> [GIVEN PROBLEM] Word for word, restate every line of the listing that follows.

> [DATASET EXTRACT]
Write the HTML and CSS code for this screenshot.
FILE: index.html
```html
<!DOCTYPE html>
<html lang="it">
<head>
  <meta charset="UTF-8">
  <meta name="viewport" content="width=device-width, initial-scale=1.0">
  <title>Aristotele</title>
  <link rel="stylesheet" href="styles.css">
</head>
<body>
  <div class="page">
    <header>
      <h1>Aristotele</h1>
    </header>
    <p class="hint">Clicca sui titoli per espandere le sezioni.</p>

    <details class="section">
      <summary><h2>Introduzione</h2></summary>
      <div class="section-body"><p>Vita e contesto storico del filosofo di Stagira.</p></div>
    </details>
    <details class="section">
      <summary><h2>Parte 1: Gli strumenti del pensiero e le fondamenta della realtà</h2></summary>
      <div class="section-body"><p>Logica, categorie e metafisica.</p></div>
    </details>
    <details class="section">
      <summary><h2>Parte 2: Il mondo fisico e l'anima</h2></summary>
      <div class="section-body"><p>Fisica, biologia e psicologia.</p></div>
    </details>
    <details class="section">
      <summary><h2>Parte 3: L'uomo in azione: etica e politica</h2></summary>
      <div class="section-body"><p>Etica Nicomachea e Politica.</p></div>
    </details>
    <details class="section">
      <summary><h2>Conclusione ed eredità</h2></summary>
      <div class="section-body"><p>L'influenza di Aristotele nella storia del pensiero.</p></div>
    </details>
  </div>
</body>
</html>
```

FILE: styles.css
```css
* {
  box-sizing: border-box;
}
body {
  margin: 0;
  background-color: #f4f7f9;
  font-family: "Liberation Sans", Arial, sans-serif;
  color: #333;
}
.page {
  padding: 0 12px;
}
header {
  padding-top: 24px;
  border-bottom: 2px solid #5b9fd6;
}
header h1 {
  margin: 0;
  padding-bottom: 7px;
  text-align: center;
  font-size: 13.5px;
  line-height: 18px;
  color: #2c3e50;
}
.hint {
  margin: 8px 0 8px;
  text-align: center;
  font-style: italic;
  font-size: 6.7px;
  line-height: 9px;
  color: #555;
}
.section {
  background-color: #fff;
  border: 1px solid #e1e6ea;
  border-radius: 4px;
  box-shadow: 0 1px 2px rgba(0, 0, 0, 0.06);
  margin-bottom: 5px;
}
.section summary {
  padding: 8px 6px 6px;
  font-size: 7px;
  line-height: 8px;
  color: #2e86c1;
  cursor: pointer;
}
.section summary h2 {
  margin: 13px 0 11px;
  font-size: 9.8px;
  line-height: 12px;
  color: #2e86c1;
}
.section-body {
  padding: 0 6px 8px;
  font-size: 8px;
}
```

> [SOLUTION TO THIS PROBLEM]
Write the HTML and CSS code for this screenshot.
FILE: index.html
```html
<!DOCTYPE html>
<html lang="it">
<head>
  <meta charset="UTF-8">
  <meta name="viewport" content="width=device-width, initial-scale=1.0">
  <title>Aristotele</title>
  <link rel="stylesheet" href="styles.css">
</head>
<body>
  <div class="page">
    <header>
      <h1>Aristotele</h1>
    </header>
    <p class="hint">Clicca sui titoli per espandere le sezioni.</p>

    <details class="section">
      <summary><h2>Introduzione</h2></summary>
      <div class="section-body"><p>Vita e contesto storico del filosofo di Stagira.</p></div>
    </details>
    <details class="section">
      <summary><h2>Parte 1: Gli strumenti del pensiero e le fondamenta della realtà</h2></summary>
      <div class="section-body"><p>Logica, categorie e metafisica.</p></div>
    </details>
    <details class="section">
      <summary><h2>Parte 2: Il mondo fisico e l'anima</h2></summary>
      <div class="section-body"><p>Fisica, biologia e psicologia.</p></div>
    </details>
    <details class="section">
      <summary><h2>Parte 3: L'uomo in azione: etica e politica</h2></summary>
      <div class="section-body"><p>Etica Nicomachea e Politica.</p></div>
    </details>
    <details class="section">
      <summary><h2>Conclusione ed eredità</h2></summary>
      <div class="section-body"><p>L'influenza di Aristotele nella storia del pensiero.</p></div>
    </details>
  </div>
</body>
</html>
```

FILE: styles.css
```css
* {
  box-sizing: border-box;
}
body {
  margin: 0;
  background-color: #f4f7f9;
  font-family: "Liberation Sans", Arial, sans-serif;
  color: #333;
}
.page {
  padding: 0 12px;
}
header {
  padding-top: 24px;
  border-bottom: 2px solid #5b9fd6;
}
header h1 {
  margin: 0;
  padding-bottom: 7px;
  text-align: center;
  font-size: 13.5px;
  line-height: 18px;
  color: #2c3e50;
}
.hint {
  margin: 8px 0 8px;
  text-align: center;
  font-style: italic;
  font-size: 6.7px;
  line-height: 9px;
  color: #555;
}
.section {
  background-color: #fff;
  border: 1px solid #e1e6ea;
  border-radius: 4px;
  box-shadow: 0 1px 2px rgba(0, 0, 0, 0.06);
  margin-bottom: 5px;
}
.section summary {
  padding: 8px 6px 6px;
  font-size: 7px;
  line-height: 8px;
  color: #2e86c1;
  cursor: pointer;
}
.section summary h2 {
  margin: 13px 0 11px;
  font-size: 9.8px;
  line-height: 12px;
  color: #2e86c1;
}
.section-body {
  padding: 0 6px 8px;
  font-size: 8px;
}
```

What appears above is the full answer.